ט"ו באב מאי היא אמר רב יהודה אמר שמואל יום שהותרו שבטים לבוא זה בזה מאי דרוש (במדבר לו, ו) זה הדבר אשר צוה ה' לבנות צלפחד וגו' דבר זה לא יהא נוהג אלא בדור זה
What is the special joy of the fifteenth of Av? Rav Yehuda said that Shmuel said: This was the day on which the members of different tribes were permitted to enter one another’s tribe, by intermarriage. It was initially prohibited to intermarry between tribes, so as to keep each plot of land within the portion of the tribe that originally inherited it. This halakha was instituted by the Torah in the wake of a complaint by the relatives of the daughters of Zelophehad, who were worried that if these women married men from other tribes, the inheritance of Zelophehad would be lost from his tribe (see Numbers 36:1–12). What did they expound, in support of their conclusion that this halakha was no longer in effect? The verse states: “This is the matter that the Lord has commanded concerning the daughters of Zelophehad, saying: Let them marry whom they think best; only into the family of the tribe of their father shall they marry” (Numbers 36:5). They derived from the verse that this matter shall be practiced only in this generation, when Eretz Yisrael was divided among the tribes, but afterward members of different tribes were permitted to marry. On the day this barrier separating the tribes was removed, the Sages established a permanent day of rejoicing.

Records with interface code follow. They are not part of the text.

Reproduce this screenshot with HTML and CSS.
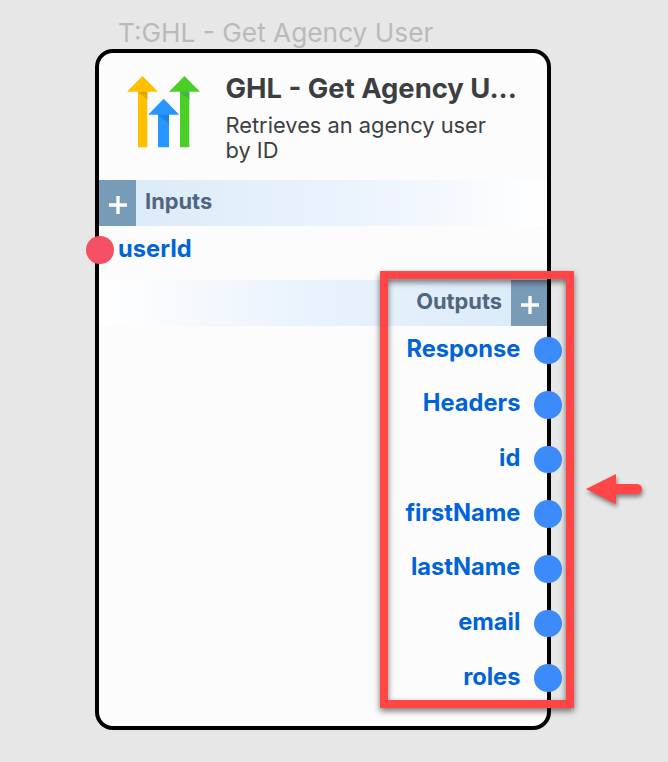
FILE: index.html
```html
<!DOCTYPE html>
<html lang="en">
<head>
<meta charset="utf-8">
<title>GHL - Get Agency User</title>
<link rel="stylesheet" href="styles.css">
</head>
<body>
<main class="canvas">
  <div class="node-label">T:GHL - Get Agency User</div>
  <section class="node">
    <header class="node-header">
      <svg class="logo" width="74" height="74" viewBox="0 0 74 74">
        <path fill="#ffc000" d="M15.500 0 31 15.800H20.300V71.300H11V15.800H0Z"/>
        <path fill="#dda900" d="M11 15.800h9.300v8z"/>
        <path fill="#4bcf26" d="M57.500 0 73 15.800H62.300V71.300H53V15.800H42Z"/>
        <path fill="#48b148" d="M53 15.800h9.300v8z"/>
        <path fill="#2896ff" d="M36.700 22.800 52.200 38.800H42V71.300H31V38.800H21.200Z"/>
        <path fill="#1f83e0" d="M31 38.800h11v9z"/>
      </svg>
      <div class="heading">
        <h1 class="title">GHL - Get Agency U...</h1>
        <p class="description">Retrieves an agency user by ID</p>
      </div>
    </header>
    <div class="band inputs">
      <span class="add"><svg width="18" height="18" viewBox="0 0 18 18"><path d="M9 0v18M0 9h18"/></svg></span>
      <span class="band-label">Inputs</span>
    </div>
    <div class="port input"><span class="dot"></span><span class="port-name">userId</span></div>
    <div class="band outputs">
      <span class="band-label">Outputs</span>
      <span class="add"><svg width="18" height="18" viewBox="0 0 18 18"><path d="M9 0v18M0 9h18"/></svg></span>
    </div>
    <div class="ports">
      <div class="port output"><span class="port-name">Response</span><span class="dot"></span></div>
      <div class="port output"><span class="port-name">Headers</span><span class="dot"></span></div>
      <div class="port output"><span class="port-name">id</span><span class="dot"></span></div>
      <div class="port output"><span class="port-name">firstName</span><span class="dot"></span></div>
      <div class="port output"><span class="port-name">lastName</span><span class="dot"></span></div>
      <div class="port output"><span class="port-name">email</span><span class="dot"></span></div>
      <div class="port output"><span class="port-name">roles</span><span class="dot"></span></div>
    </div>
  </section>
  <div class="callout"></div>
  <svg class="arrow" width="56" height="30" viewBox="0 0 56 30"><path d="M0 15 30 0v10h21a5 5 0 0 1 0 10H30v10z"/></svg>
</main>
</body>
</html>
```
FILE: styles.css
```css
* { box-sizing: border-box; }
body {
  margin: 0;
  background: #e7e7e7;
  font-family: Inter, "Liberation Sans", sans-serif;
}
.canvas {
  position: relative;
  width: 668px;
  height: 762px;
  padding: 17px 117px 0 95px;
  overflow: hidden;
}
.node-label {
  height: 32px;
  padding-left: 23px;
  font-size: 26.250px;
  line-height: 32px;
  color: #bababa;
  white-space: nowrap;
}
.node {
  width: 456px;
  height: 681px;
  border: 4px solid #000;
  border-radius: 18px;
  background: #fcfcfc;
}
.node-header {
  display: flex;
  height: 127px;
  padding: 22px 24px 0 28px;
  gap: 24.500px;
}
.logo { flex: none; margin-top: 1px; }
.heading { flex: 1; min-width: 0; color: #3c3f42; }
.title {
  margin: -4px 0 0;
  font-size: 27.400px;
  font-weight: 700;
  line-height: 34px;
  white-space: nowrap;
}
.description {
  margin: 8px 0 0;
  padding-right: 10px;
  font-size: 21.850px;
  line-height: 25px;
}
.band {
  display: flex;
  height: 46px;
  background: linear-gradient(90deg, #d9eaf7, #ecf4fd 60%, #fff);
}
.outputs {
  justify-content: flex-end;
  background: linear-gradient(270deg, #d9eaf7, #ecf4fd 60%, #fff);
}
.band-label {
  padding: 0 8.500px 0 9.500px;
  font-size: 21.850px;
  font-weight: 700;
  line-height: 42px;
  color: #4f6580;
}
.add {
  display: flex;
  align-items: center;
  justify-content: center;
  width: 36.500px;
  padding: 3px 0 0 2px;
  background: #789bb7;
}
.add svg { fill: none; stroke: #fff; stroke-width: 3.300; }
.port {
  display: flex;
  align-items: center;
  height: 54.650px;
}
.port-name {
  font-size: 23.650px;
  font-weight: 700;
  line-height: 30px;
  color: #0064d8;
  margin-top: -3px;
}
.dot {
  flex: none;
  width: 27.600px;
  height: 27.600px;
  border-radius: 50%;
  background: #3d8bfb;
}
.input { gap: 4.500px; height: 54px; margin-left: -13px; padding-bottom: 6px; }
.input .dot { background: #f55064; }
.ports { margin-top: -3px; }
.output { justify-content: flex-end; gap: 14px; margin-right: -15px; }
.callout {
  position: absolute;
  left: 380px;
  top: 271px;
  width: 194px;
  height: 437px;
  border: 8px solid #ff4545;
  filter: drop-shadow(0 3px 3px rgba(0, 0, 0, .55));
}
.arrow {
  position: absolute;
  left: 586px;
  top: 474px;
  overflow: visible;
  fill: #ff4545;
  filter: drop-shadow(1px 3px 2px rgba(0, 0, 0, .45));
}
```
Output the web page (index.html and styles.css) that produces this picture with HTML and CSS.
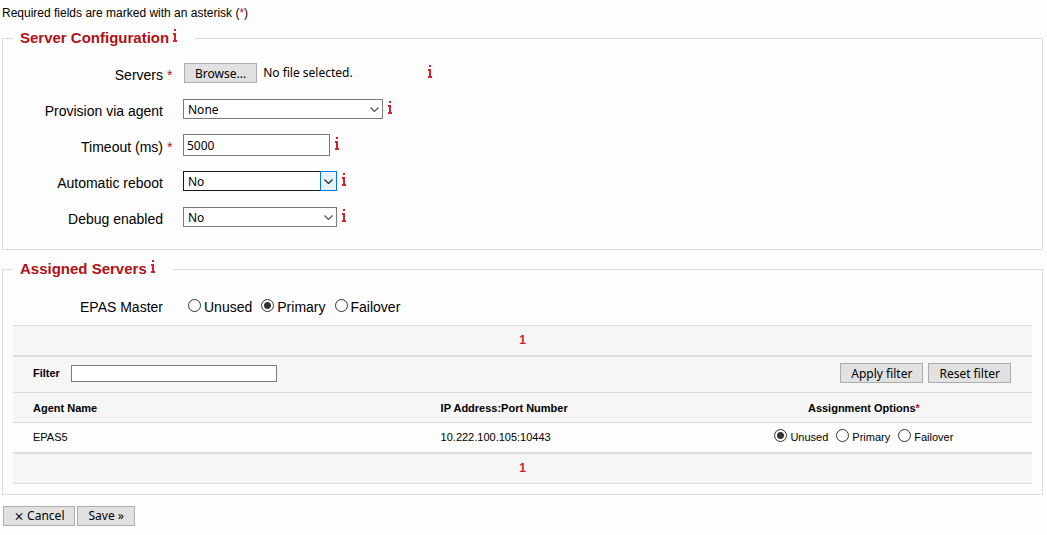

The Talmud also describes six other happy events that are commemorated by Tu B'Av. Finding a unifying theme can be tricky, but we encourage you to check out the full story here! One of the common threads, however, is a sense of repairing that which was broken over the course of the events leading to Tisha B'Av, the day of mourning that comes just a few days before Tu B'Av. For example:
(אמר) רבה בר בר חנה א"ר יוחנן יום שכלו בו מתי מדבר דאמר מר עד שלא כלו מתי מדבר לא היה דבור עם משה שנאמר (דברים ב, טז) ויהי כאשר תמו כל אנשי המלחמה למות וידבר ה' אלי אלי היה הדבור
Rabba bar bar Ḥana said that Rabbi Yoḥanan said: The fifteenth of Av was the day on which the deaths of the Jews in the wilderness ceased. The entire generation that had left Egypt had passed away, as the Master said: After the sin of the spies, on account of which the Jews of that generation were sentenced to die in the wilderness, as long as the death of the Jews in the wilderness had not ceased, God’s speech did not come to Moses, as it is stated: “And it came to pass, when all the men of war were consumed and dead from among the people, that the Lord spoke to me, saying” (Deuteronomy 2:16–17). This indicates that only then, after the last member of that generation had died, was God’s speech delivered to me, i.e., Moses, but not beforehand. When the Jews realized that the decree that God would not speak to Moses had been lifted, they established that day as a permanent day of rejoicing.
The 9th of Av is the day when God decreed that all the Israelites who left Egypt and were therefore implicated in the sin of the spies, would die in the desert and therefore would not reach the land of Israel. In contrast, the 15th of Av is the day when the deaths stopped. Not only that, the Talmud tells us that once the punishment was over, God once again began to speak with Moses. If Tisha B'Av is emblematic of the breaking down of the relationship between the Divine and the nation, Tu B'Av is a time of rekindling flames and building new relationships.
Likutei Halakhot, a Hasidic work from the 19th century, makes this connection clear:
כִּי ט"וּ בְּאָב הוּא בְּחִינַת הַתִּקּוּן וְהַהַמְתָּקָה שֶׁל תִּשְׁעָה בְּאָב...
...therefore the fifteenth of Av is in the nature of a sweetening and a repair of the ninth of Av...
On the 9th of Av, we recommit ourselves to the process of improving all that is broken in our world, and on Tu B'Av, we celebrate all the possibilities that we might create. While on Tisha B'Av, we focus on the forces of destruction throughout Jewish history, on Tu B'Av, we engage in the "tikun," or act of fixing, of releasing as much love as possible into the world.